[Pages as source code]

------------------------

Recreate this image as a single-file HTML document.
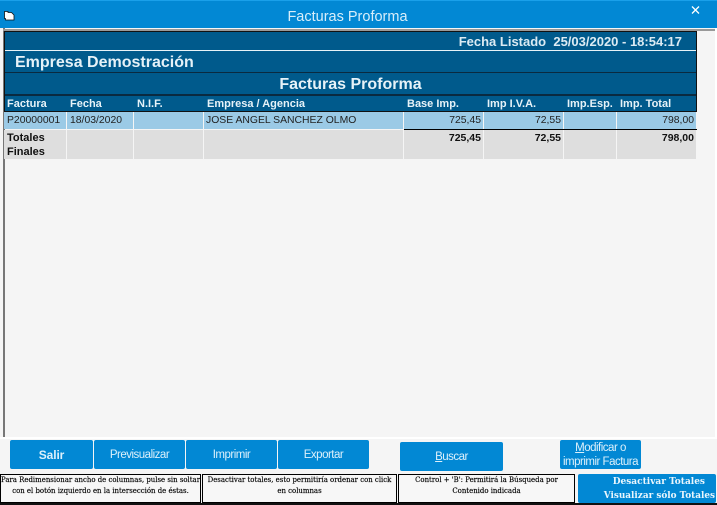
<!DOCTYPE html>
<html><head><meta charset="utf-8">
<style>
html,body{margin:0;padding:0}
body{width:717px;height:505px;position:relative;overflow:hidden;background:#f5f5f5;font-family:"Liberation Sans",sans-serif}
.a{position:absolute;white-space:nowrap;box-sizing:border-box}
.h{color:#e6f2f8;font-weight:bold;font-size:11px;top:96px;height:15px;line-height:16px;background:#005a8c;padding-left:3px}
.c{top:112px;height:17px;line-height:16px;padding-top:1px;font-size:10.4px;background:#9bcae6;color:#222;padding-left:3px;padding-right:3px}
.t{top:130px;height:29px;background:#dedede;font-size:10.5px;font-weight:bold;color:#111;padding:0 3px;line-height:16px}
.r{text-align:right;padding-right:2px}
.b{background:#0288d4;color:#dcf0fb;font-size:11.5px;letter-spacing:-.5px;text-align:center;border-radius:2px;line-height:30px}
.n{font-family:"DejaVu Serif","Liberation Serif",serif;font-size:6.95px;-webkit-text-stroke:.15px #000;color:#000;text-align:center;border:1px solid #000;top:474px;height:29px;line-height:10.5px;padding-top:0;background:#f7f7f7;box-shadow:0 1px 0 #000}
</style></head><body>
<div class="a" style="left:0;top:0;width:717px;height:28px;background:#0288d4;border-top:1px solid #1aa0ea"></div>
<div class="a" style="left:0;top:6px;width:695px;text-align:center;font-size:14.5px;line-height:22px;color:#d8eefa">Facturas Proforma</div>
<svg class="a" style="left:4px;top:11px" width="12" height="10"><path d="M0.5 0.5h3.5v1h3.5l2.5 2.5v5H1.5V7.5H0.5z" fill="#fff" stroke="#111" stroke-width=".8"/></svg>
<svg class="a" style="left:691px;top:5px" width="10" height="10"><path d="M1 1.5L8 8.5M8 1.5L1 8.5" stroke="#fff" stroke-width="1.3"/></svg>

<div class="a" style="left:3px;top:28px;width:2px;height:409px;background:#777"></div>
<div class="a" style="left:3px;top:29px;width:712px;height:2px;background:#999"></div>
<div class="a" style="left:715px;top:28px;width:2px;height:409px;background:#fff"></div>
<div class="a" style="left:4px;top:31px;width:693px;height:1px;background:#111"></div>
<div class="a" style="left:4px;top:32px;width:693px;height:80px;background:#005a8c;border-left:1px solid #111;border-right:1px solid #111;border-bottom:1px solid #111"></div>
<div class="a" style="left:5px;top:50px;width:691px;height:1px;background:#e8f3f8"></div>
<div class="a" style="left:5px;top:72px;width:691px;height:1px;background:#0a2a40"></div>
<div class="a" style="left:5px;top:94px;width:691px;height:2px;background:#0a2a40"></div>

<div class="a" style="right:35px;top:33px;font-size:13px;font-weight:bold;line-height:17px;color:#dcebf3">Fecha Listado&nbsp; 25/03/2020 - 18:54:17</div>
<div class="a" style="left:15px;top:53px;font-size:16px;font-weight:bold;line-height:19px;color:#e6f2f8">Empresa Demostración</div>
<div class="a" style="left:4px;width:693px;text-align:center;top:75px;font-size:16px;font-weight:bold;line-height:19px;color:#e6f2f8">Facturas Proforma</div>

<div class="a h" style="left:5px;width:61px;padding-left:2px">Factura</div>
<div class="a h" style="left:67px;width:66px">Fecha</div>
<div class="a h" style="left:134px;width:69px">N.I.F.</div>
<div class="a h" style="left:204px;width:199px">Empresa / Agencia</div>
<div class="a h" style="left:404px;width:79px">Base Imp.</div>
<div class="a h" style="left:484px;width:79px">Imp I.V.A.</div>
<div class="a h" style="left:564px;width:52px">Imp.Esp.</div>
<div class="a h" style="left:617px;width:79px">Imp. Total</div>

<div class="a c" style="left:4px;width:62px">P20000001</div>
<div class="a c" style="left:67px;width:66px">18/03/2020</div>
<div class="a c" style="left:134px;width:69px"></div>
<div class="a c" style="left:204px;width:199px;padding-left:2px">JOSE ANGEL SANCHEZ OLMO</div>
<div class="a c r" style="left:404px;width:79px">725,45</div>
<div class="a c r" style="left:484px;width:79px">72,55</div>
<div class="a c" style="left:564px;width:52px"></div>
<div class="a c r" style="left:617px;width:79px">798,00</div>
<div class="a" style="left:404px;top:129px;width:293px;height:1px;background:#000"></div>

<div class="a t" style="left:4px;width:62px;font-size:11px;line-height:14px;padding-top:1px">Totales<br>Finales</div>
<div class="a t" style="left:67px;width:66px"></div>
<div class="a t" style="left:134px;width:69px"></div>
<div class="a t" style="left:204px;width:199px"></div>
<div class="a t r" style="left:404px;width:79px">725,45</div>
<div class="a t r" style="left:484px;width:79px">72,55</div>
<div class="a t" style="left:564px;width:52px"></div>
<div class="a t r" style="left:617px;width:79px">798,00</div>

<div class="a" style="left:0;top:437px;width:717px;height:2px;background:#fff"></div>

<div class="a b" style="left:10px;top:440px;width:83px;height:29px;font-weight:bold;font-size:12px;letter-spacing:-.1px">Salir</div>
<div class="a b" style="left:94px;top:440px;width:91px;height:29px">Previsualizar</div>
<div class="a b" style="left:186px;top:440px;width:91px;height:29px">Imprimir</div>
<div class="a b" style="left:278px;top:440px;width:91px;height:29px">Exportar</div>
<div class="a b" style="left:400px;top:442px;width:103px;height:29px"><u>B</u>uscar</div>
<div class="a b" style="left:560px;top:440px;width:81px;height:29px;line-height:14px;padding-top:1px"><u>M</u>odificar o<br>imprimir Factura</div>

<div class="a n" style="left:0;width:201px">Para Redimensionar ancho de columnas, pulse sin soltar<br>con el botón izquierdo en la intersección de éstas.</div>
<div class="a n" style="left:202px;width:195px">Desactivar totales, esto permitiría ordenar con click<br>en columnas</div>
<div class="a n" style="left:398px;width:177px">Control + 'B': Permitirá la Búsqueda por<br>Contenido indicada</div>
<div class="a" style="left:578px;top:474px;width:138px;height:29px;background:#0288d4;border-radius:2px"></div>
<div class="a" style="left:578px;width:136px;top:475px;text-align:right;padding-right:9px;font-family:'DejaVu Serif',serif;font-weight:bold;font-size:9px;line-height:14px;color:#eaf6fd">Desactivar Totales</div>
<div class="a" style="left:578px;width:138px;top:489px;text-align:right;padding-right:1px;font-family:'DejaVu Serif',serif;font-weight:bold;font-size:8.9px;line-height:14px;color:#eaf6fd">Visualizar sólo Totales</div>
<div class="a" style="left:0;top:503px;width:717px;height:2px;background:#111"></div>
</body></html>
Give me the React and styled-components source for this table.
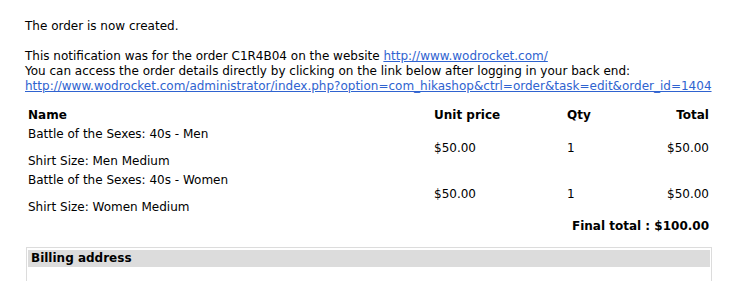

------------------------

▶ WHAT IS EXPECTED:
Omit the pictures, then output the rest of the listing exactly.

▶ RESULT OF THIS EXERCISE:
Recreate this image as a single-file HTML document.
<!DOCTYPE html>
<html><head><meta charset="utf-8">
<style>
html,body{margin:0;padding:0}
body{width:717px;height:505px;position:relative;overflow:hidden;background:#f5f5f5;font-family:"Liberation Sans",sans-serif}
.a{position:absolute;white-space:nowrap;box-sizing:border-box}
.h{color:#e6f2f8;font-weight:bold;font-size:11px;top:96px;height:15px;line-height:16px;background:#005a8c;padding-left:3px}
.c{top:112px;height:17px;line-height:16px;padding-top:1px;font-size:10.4px;background:#9bcae6;color:#222;padding-left:3px;padding-right:3px}
.t{top:130px;height:29px;background:#dedede;font-size:10.5px;font-weight:bold;color:#111;padding:0 3px;line-height:16px}
.r{text-align:right;padding-right:2px}
.b{background:#0288d4;color:#dcf0fb;font-size:11.5px;letter-spacing:-.5px;text-align:center;border-radius:2px;line-height:30px}
.n{font-family:"DejaVu Serif","Liberation Serif",serif;font-size:6.95px;-webkit-text-stroke:.15px #000;color:#000;text-align:center;border:1px solid #000;top:474px;height:29px;line-height:10.5px;padding-top:0;background:#f7f7f7;box-shadow:0 1px 0 #000}
</style></head><body>
<div class="a" style="left:0;top:0;width:717px;height:28px;background:#0288d4;border-top:1px solid #1aa0ea"></div>
<div class="a" style="left:0;top:6px;width:695px;text-align:center;font-size:14.5px;line-height:22px;color:#d8eefa">Facturas Proforma</div>
<svg class="a" style="left:4px;top:11px" width="12" height="10"><path d="M0.5 0.5h3.5v1h3.5l2.5 2.5v5H1.5V7.5H0.5z" fill="#fff" stroke="#111" stroke-width=".8"/></svg>
<svg class="a" style="left:691px;top:5px" width="10" height="10"><path d="M1 1.5L8 8.5M8 1.5L1 8.5" stroke="#fff" stroke-width="1.3"/></svg>

<div class="a" style="left:3px;top:28px;width:2px;height:409px;background:#777"></div>
<div class="a" style="left:3px;top:29px;width:712px;height:2px;background:#999"></div>
<div class="a" style="left:715px;top:28px;width:2px;height:409px;background:#fff"></div>
<div class="a" style="left:4px;top:31px;width:693px;height:1px;background:#111"></div>
<div class="a" style="left:4px;top:32px;width:693px;height:80px;background:#005a8c;border-left:1px solid #111;border-right:1px solid #111;border-bottom:1px solid #111"></div>
<div class="a" style="left:5px;top:50px;width:691px;height:1px;background:#e8f3f8"></div>
<div class="a" style="left:5px;top:72px;width:691px;height:1px;background:#0a2a40"></div>
<div class="a" style="left:5px;top:94px;width:691px;height:2px;background:#0a2a40"></div>

<div class="a" style="right:35px;top:33px;font-size:13px;font-weight:bold;line-height:17px;color:#dcebf3">Fecha Listado&nbsp; 25/03/2020 - 18:54:17</div>
<div class="a" style="left:15px;top:53px;font-size:16px;font-weight:bold;line-height:19px;color:#e6f2f8">Empresa Demostración</div>
<div class="a" style="left:4px;width:693px;text-align:center;top:75px;font-size:16px;font-weight:bold;line-height:19px;color:#e6f2f8">Facturas Proforma</div>

<div class="a h" style="left:5px;width:61px;padding-left:2px">Factura</div>
<div class="a h" style="left:67px;width:66px">Fecha</div>
<div class="a h" style="left:134px;width:69px">N.I.F.</div>
<div class="a h" style="left:204px;width:199px">Empresa / Agencia</div>
<div class="a h" style="left:404px;width:79px">Base Imp.</div>
<div class="a h" style="left:484px;width:79px">Imp I.V.A.</div>
<div class="a h" style="left:564px;width:52px">Imp.Esp.</div>
<div class="a h" style="left:617px;width:79px">Imp. Total</div>

<div class="a c" style="left:4px;width:62px">P20000001</div>
<div class="a c" style="left:67px;width:66px">18/03/2020</div>
<div class="a c" style="left:134px;width:69px"></div>
<div class="a c" style="left:204px;width:199px;padding-left:2px">JOSE ANGEL SANCHEZ OLMO</div>
<div class="a c r" style="left:404px;width:79px">725,45</div>
<div class="a c r" style="left:484px;width:79px">72,55</div>
<div class="a c" style="left:564px;width:52px"></div>
<div class="a c r" style="left:617px;width:79px">798,00</div>
<div class="a" style="left:404px;top:129px;width:293px;height:1px;background:#000"></div>

<div class="a t" style="left:4px;width:62px;font-size:11px;line-height:14px;padding-top:1px">Totales<br>Finales</div>
<div class="a t" style="left:67px;width:66px"></div>
<div class="a t" style="left:134px;width:69px"></div>
<div class="a t" style="left:204px;width:199px"></div>
<div class="a t r" style="left:404px;width:79px">725,45</div>
<div class="a t r" style="left:484px;width:79px">72,55</div>
<div class="a t" style="left:564px;width:52px"></div>
<div class="a t r" style="left:617px;width:79px">798,00</div>

<div class="a" style="left:0;top:437px;width:717px;height:2px;background:#fff"></div>

<div class="a b" style="left:10px;top:440px;width:83px;height:29px;font-weight:bold;font-size:12px;letter-spacing:-.1px">Salir</div>
<div class="a b" style="left:94px;top:440px;width:91px;height:29px">Previsualizar</div>
<div class="a b" style="left:186px;top:440px;width:91px;height:29px">Imprimir</div>
<div class="a b" style="left:278px;top:440px;width:91px;height:29px">Exportar</div>
<div class="a b" style="left:400px;top:442px;width:103px;height:29px"><u>B</u>uscar</div>
<div class="a b" style="left:560px;top:440px;width:81px;height:29px;line-height:14px;padding-top:1px"><u>M</u>odificar o<br>imprimir Factura</div>

<div class="a n" style="left:0;width:201px">Para Redimensionar ancho de columnas, pulse sin soltar<br>con el botón izquierdo en la intersección de éstas.</div>
<div class="a n" style="left:202px;width:195px">Desactivar totales, esto permitiría ordenar con click<br>en columnas</div>
<div class="a n" style="left:398px;width:177px">Control + 'B': Permitirá la Búsqueda por<br>Contenido indicada</div>
<div class="a" style="left:578px;top:474px;width:138px;height:29px;background:#0288d4;border-radius:2px"></div>
<div class="a" style="left:578px;width:136px;top:475px;text-align:right;padding-right:9px;font-family:'DejaVu Serif',serif;font-weight:bold;font-size:9px;line-height:14px;color:#eaf6fd">Desactivar Totales</div>
<div class="a" style="left:578px;width:138px;top:489px;text-align:right;padding-right:1px;font-family:'DejaVu Serif',serif;font-weight:bold;font-size:8.9px;line-height:14px;color:#eaf6fd">Visualizar sólo Totales</div>
<div class="a" style="left:0;top:503px;width:717px;height:2px;background:#111"></div>
</body></html>
Give me the React and styled-components source for this table.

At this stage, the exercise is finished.